→ Source material:

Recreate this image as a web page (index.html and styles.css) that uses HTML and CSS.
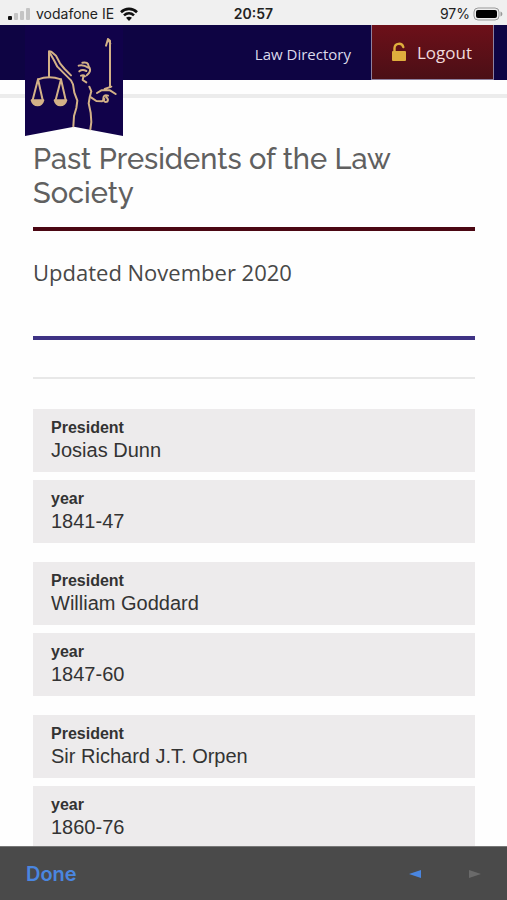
FILE: index.html
```html
<!DOCTYPE html>
<html lang="en">
<head>
    <meta charset="UTF-8">
    <meta name="viewport" content="width=device-width, initial-scale=1">
    <title>Past Presidents of the Law Society</title>
    <link rel="stylesheet" href="styles.css">
</head>
<body>
<div class="status">
    <div class="carrier">
        <svg width="22" height="14" viewBox="0 0 22 14">
            <rect x="0" y="9" width="4" height="4" rx="1" fill="#111"/>
            <rect x="6" y="6" width="4" height="7" rx="1" fill="#c4c4c4"/>
            <rect x="12" y="4" width="4" height="9" rx="1" fill="#c4c4c4"/>
            <rect x="18" y="1" width="4" height="12" rx="1" fill="#c4c4c4"/>
        </svg>
        <span>vodafone IE</span>
        <svg width="18" height="14" viewBox="0 0 18 14" fill="none" stroke="#111" stroke-width="2.6">
            <path d="M1 5.2C5.5 .8 12.5 .8 17 5.2"/>
            <path d="M4 8.4C7 5.6 11 5.6 14 8.4"/>
            <path d="M9 14L6 10.8C7.8 9.3 10.2 9.3 12 10.8Z" fill="#111" stroke="none"/>
        </svg>
    </div>
    <div class="time">20:57</div>
    <div class="battery">
        <span>97%</span>
        <svg width="30" height="14" viewBox="0 0 30 14">
            <rect x="1" y="1" width="25" height="12" rx="4" fill="#eee" stroke="#999"/>
            <rect x="3" y="3" width="21" height="8" rx="2" fill="#000"/>
            <path d="M27.5 4.5C30 5.5 30 8.5 27.5 9.5Z" fill="#999"/>
        </svg>
    </div>
</div>
<header class="header">
    <a class="logo" href="#" aria-label="Law Society home">
        <svg viewBox="15 15 294 333" width="98" height="111">
            <path d="M15 15H309V348L162 320L15 348Z" fill="#11024a"/>
            <g fill="none" stroke="#d3b187" stroke-width="6" stroke-linecap="round" stroke-linejoin="round">
                <path d="M87 172V94L94 95L108 107L120 130L134 147L153 166"/>
                <path d="M88 96L102 121L112 140L132 160L153 181L159 193L163 218L172 242L169 264L162 288L160 319"/>
                <path d="M54 178Q87 165 123 178"/>
                <path d="M54 178L38 240M54 178L68 240M123 178L107 240M123 178L137 240"/>
                <path d="M35 241H70Q66 256 53 256Q39 256 35 241Z" fill="#d3b187"/>
                <path d="M104 241H139Q135 256 121 256Q108 256 104 241Z" fill="#d3b187"/>
                <path d="M187 128Q204 124 206 139Q214 149 207 159L200 166"/>
                <path d="M176 137Q188 132 205 143M178 154Q187 147 199 153M183 167Q191 164 195 169M190 170L188 180L199 187"/>
                <path d="M208 200L214 214L209 232L206 250L212 278L214 306L211 328"/>
                <path d="M213 232L229 243L246 244L253 237"/>
                <path d="M264 227Q251 222 250 235Q251 249 262 245Q267 237 258 231"/>
                <path d="M231 219L244 211H270L287 222M254 207L274 200"/>
                <path d="M270 201V62L264 57L258 77M264 57L271 71"/>
            </g>
        </svg>
    </a>
    <nav class="nav">
        <a class="directory" href="#">Law Directory</a>
        <a class="logout" href="#">
            <svg width="16" height="20" viewBox="0 0 16 20">
                <path d="M3.5 10V6A4.5 4.5 0 0 1 12.3 5" fill="none" stroke="#dfae3d" stroke-width="2.4" stroke-linecap="round"/>
                <rect x="1" y="9" width="14" height="10" rx="1" fill="#dfae3d"/>
            </svg>
            <span>Logout</span>
        </a>
    </nav>
</header>
<main class="content">
    <h1>Past Presidents of the Law Society</h1>
    <p class="updated">Updated November 2020</p>
    <table class="presidents">
        <tbody>
        <tr>
            <td><b>President</b>Josias Dunn</td>
            <td><b>year</b>1841-47</td>
        </tr>
        <tr>
            <td><b>President</b>William Goddard</td>
            <td><b>year</b>1847-60</td>
        </tr>
        <tr>
            <td><b>President</b>Sir Richard J.T. Orpen</td>
            <td><b>year</b>1860-76</td>
        </tr>
        </tbody>
    </table>
</main>
<footer class="toolbar">
    <button class="done" type="button">Done</button>
    <div class="arrows">
        <button type="button" aria-label="Back">
            <svg width="12" height="8" viewBox="0 0 12 8"><path d="M0 4L12 0V8Z" fill="#4a86e0"/></svg>
        </button>
        <button type="button" aria-label="Forward" disabled>
            <svg width="12" height="8" viewBox="0 0 12 8"><path d="M12 4L0 0V8Z" fill="#6a6a6a"/></svg>
        </button>
    </div>
</footer>
</body>
</html>
```
FILE: styles.css
```css
*{
    box-sizing: border-box;
    margin: 0;
    padding: 0;
}
body{
    display: flex;
    flex-direction: column;
    height: 100vh;
    background: #fefefe;
    color: #333;
    font-family: "Liberation Sans", Arial, sans-serif;
}
svg{
    display: block;
}
a{
    text-decoration: none;
}
button{
    border: 0;
    background: none;
    font: inherit;
}

/* status bar */
.status{
    display: grid;
    grid-template-columns: 1fr auto 1fr;
    align-items: center;
    flex: none;
    height: 25px;
    padding: 2px 8px 0 8px;
    background: #f0f0f0;
    color: #222;
    font-family: Inter, sans-serif;
    font-size: 14px;
}
.carrier, .battery{
    display: flex;
    align-items: center;
    gap: 6px;
}
.battery{
    justify-content: flex-end;
    gap: 3px;
    margin-right: -4px;
}
.time{
    font-weight: 600;
}

/* header */
.header{
    position: relative;
    flex: none;
    height: 73px;
    border-bottom: 4px solid #ececec;
}
.logo{
    position: absolute;
    top: 0;
    left: 25px;
}
.nav{
    display: flex;
    justify-content: flex-end;
    height: 55px;
    padding-right: 13px;
    background: #0e0443;
    font-family: "Open Sans", sans-serif;
}
.nav a{
    display: flex;
    align-items: center;
}
.directory{
    padding: 3px 20px 0 0;
    color: #dcdaea;
    font-size: 15px;
}
.logout{
    gap: 10px;
    padding: 0 21px 0 19px;
    border: solid #8d819f;
    border-width: 0 1px 1px;
    background: linear-gradient(#6d1019, #4b0f16);
    color: #f0d9dc;
    font-size: 17px;
}

/* page */
.content{
    flex: 1;
    min-height: 0;
    padding: 44px 32px 0 33px;
    overflow-y: auto;
    scrollbar-width: none;
}
h1{
    padding-bottom: 17px;
    border-bottom: 4px solid #4b0713;
    color: #606060;
    font: 500 29px/34px Raleway, Lato, sans-serif;
}
.updated{
    padding: 26px 0 49px;
    border-bottom: 4px solid #3e3284;
    color: #484848;
    font: 22px/30px "Open Sans", sans-serif;
}
.presidents{
    display: block;
    margin-top: 37px;
    padding-top: 30px;
    border-top: 2px solid #e8e8e8;
}
.presidents tbody{
    display: grid;
    gap: 19px;
}
.presidents tr{
    display: grid;
    gap: 8px;
}
.presidents td{
    display: block;
    height: 63px;
    padding: 9px 18px;
    background: #edebec;
    font-size: 20px;
    line-height: 24px;
}
.presidents b{
    display: block;
    font-size: 16px;
    line-height: 20px;
}

/* bottom bar */
.toolbar{
    display: flex;
    align-items: center;
    justify-content: space-between;
    flex: none;
    height: 54px;
    padding: 0 26px;
    border-top: 1px solid #777;
    background: #4a4a4a;
}
.done{
    color: #4a86e0;
    font: 600 20px/24px Inter, sans-serif;
}
.arrows{
    display: flex;
    gap: 48px;
}
```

→ Set task:
Copy each line above precisely, dropping the pictures.

→ Correct answer:
Recreate this image as a web page (index.html and styles.css) that uses HTML and CSS.
FILE: index.html
```html
<!DOCTYPE html>
<html lang="en">
<head>
    <meta charset="UTF-8">
    <meta name="viewport" content="width=device-width, initial-scale=1">
    <title>Past Presidents of the Law Society</title>
    <link rel="stylesheet" href="styles.css">
</head>
<body>
<div class="status">
    <div class="carrier">
        <svg width="22" height="14" viewBox="0 0 22 14">
            <rect x="0" y="9" width="4" height="4" rx="1" fill="#111"/>
            <rect x="6" y="6" width="4" height="7" rx="1" fill="#c4c4c4"/>
            <rect x="12" y="4" width="4" height="9" rx="1" fill="#c4c4c4"/>
            <rect x="18" y="1" width="4" height="12" rx="1" fill="#c4c4c4"/>
        </svg>
        <span>vodafone IE</span>
        <svg width="18" height="14" viewBox="0 0 18 14" fill="none" stroke="#111" stroke-width="2.6">
            <path d="M1 5.2C5.5 .8 12.5 .8 17 5.2"/>
            <path d="M4 8.4C7 5.6 11 5.6 14 8.4"/>
            <path d="M9 14L6 10.8C7.8 9.3 10.2 9.3 12 10.8Z" fill="#111" stroke="none"/>
        </svg>
    </div>
    <div class="time">20:57</div>
    <div class="battery">
        <span>97%</span>
        <svg width="30" height="14" viewBox="0 0 30 14">
            <rect x="1" y="1" width="25" height="12" rx="4" fill="#eee" stroke="#999"/>
            <rect x="3" y="3" width="21" height="8" rx="2" fill="#000"/>
            <path d="M27.5 4.5C30 5.5 30 8.5 27.5 9.5Z" fill="#999"/>
        </svg>
    </div>
</div>
<header class="header">
    <a class="logo" href="#" aria-label="Law Society home">
        <svg viewBox="15 15 294 333" width="98" height="111">
            <path d="M15 15H309V348L162 320L15 348Z" fill="#11024a"/>
            <g fill="none" stroke="#d3b187" stroke-width="6" stroke-linecap="round" stroke-linejoin="round">
                <path d="M87 172V94L94 95L108 107L120 130L134 147L153 166"/>
                <path d="M88 96L102 121L112 140L132 160L153 181L159 193L163 218L172 242L169 264L162 288L160 319"/>
                <path d="M54 178Q87 165 123 178"/>
                <path d="M54 178L38 240M54 178L68 240M123 178L107 240M123 178L137 240"/>
                <path d="M35 241H70Q66 256 53 256Q39 256 35 241Z" fill="#d3b187"/>
                <path d="M104 241H139Q135 256 121 256Q108 256 104 241Z" fill="#d3b187"/>
                <path d="M187 128Q204 124 206 139Q214 149 207 159L200 166"/>
                <path d="M176 137Q188 132 205 143M178 154Q187 147 199 153M183 167Q191 164 195 169M190 170L188 180L199 187"/>
                <path d="M208 200L214 214L209 232L206 250L212 278L214 306L211 328"/>
                <path d="M213 232L229 243L246 244L253 237"/>
                <path d="M264 227Q251 222 250 235Q251 249 262 245Q267 237 258 231"/>
                <path d="M231 219L244 211H270L287 222M254 207L274 200"/>
                <path d="M270 201V62L264 57L258 77M264 57L271 71"/>
            </g>
        </svg>
    </a>
    <nav class="nav">
        <a class="directory" href="#">Law Directory</a>
        <a class="logout" href="#">
            <svg width="16" height="20" viewBox="0 0 16 20">
                <path d="M3.5 10V6A4.5 4.5 0 0 1 12.3 5" fill="none" stroke="#dfae3d" stroke-width="2.4" stroke-linecap="round"/>
                <rect x="1" y="9" width="14" height="10" rx="1" fill="#dfae3d"/>
            </svg>
            <span>Logout</span>
        </a>
    </nav>
</header>
<main class="content">
    <h1>Past Presidents of the Law Society</h1>
    <p class="updated">Updated November 2020</p>
    <table class="presidents">
        <tbody>
        <tr>
            <td><b>President</b>Josias Dunn</td>
            <td><b>year</b>1841-47</td>
        </tr>
        <tr>
            <td><b>President</b>William Goddard</td>
            <td><b>year</b>1847-60</td>
        </tr>
        <tr>
            <td><b>President</b>Sir Richard J.T. Orpen</td>
            <td><b>year</b>1860-76</td>
        </tr>
        </tbody>
    </table>
</main>
<footer class="toolbar">
    <button class="done" type="button">Done</button>
    <div class="arrows">
        <button type="button" aria-label="Back">
            <svg width="12" height="8" viewBox="0 0 12 8"><path d="M0 4L12 0V8Z" fill="#4a86e0"/></svg>
        </button>
        <button type="button" aria-label="Forward" disabled>
            <svg width="12" height="8" viewBox="0 0 12 8"><path d="M12 4L0 0V8Z" fill="#6a6a6a"/></svg>
        </button>
    </div>
</footer>
</body>
</html>
```
FILE: styles.css
```css
*{
    box-sizing: border-box;
    margin: 0;
    padding: 0;
}
body{
    display: flex;
    flex-direction: column;
    height: 100vh;
    background: #fefefe;
    color: #333;
    font-family: "Liberation Sans", Arial, sans-serif;
}
svg{
    display: block;
}
a{
    text-decoration: none;
}
button{
    border: 0;
    background: none;
    font: inherit;
}

/* status bar */
.status{
    display: grid;
    grid-template-columns: 1fr auto 1fr;
    align-items: center;
    flex: none;
    height: 25px;
    padding: 2px 8px 0 8px;
    background: #f0f0f0;
    color: #222;
    font-family: Inter, sans-serif;
    font-size: 14px;
}
.carrier, .battery{
    display: flex;
    align-items: center;
    gap: 6px;
}
.battery{
    justify-content: flex-end;
    gap: 3px;
    margin-right: -4px;
}
.time{
    font-weight: 600;
}

/* header */
.header{
    position: relative;
    flex: none;
    height: 73px;
    border-bottom: 4px solid #ececec;
}
.logo{
    position: absolute;
    top: 0;
    left: 25px;
}
.nav{
    display: flex;
    justify-content: flex-end;
    height: 55px;
    padding-right: 13px;
    background: #0e0443;
    font-family: "Open Sans", sans-serif;
}
.nav a{
    display: flex;
    align-items: center;
}
.directory{
    padding: 3px 20px 0 0;
    color: #dcdaea;
    font-size: 15px;
}
.logout{
    gap: 10px;
    padding: 0 21px 0 19px;
    border: solid #8d819f;
    border-width: 0 1px 1px;
    background: linear-gradient(#6d1019, #4b0f16);
    color: #f0d9dc;
    font-size: 17px;
}

/* page */
.content{
    flex: 1;
    min-height: 0;
    padding: 44px 32px 0 33px;
    overflow-y: auto;
    scrollbar-width: none;
}
h1{
    padding-bottom: 17px;
    border-bottom: 4px solid #4b0713;
    color: #606060;
    font: 500 29px/34px Raleway, Lato, sans-serif;
}
.updated{
    padding: 26px 0 49px;
    border-bottom: 4px solid #3e3284;
    color: #484848;
    font: 22px/30px "Open Sans", sans-serif;
}
.presidents{
    display: block;
    margin-top: 37px;
    padding-top: 30px;
    border-top: 2px solid #e8e8e8;
}
.presidents tbody{
    display: grid;
    gap: 19px;
}
.presidents tr{
    display: grid;
    gap: 8px;
}
.presidents td{
    display: block;
    height: 63px;
    padding: 9px 18px;
    background: #edebec;
    font-size: 20px;
    line-height: 24px;
}
.presidents b{
    display: block;
    font-size: 16px;
    line-height: 20px;
}

/* bottom bar */
.toolbar{
    display: flex;
    align-items: center;
    justify-content: space-between;
    flex: none;
    height: 54px;
    padding: 0 26px;
    border-top: 1px solid #777;
    background: #4a4a4a;
}
.done{
    color: #4a86e0;
    font: 600 20px/24px Inter, sans-serif;
}
.arrows{
    display: flex;
    gap: 48px;
}
```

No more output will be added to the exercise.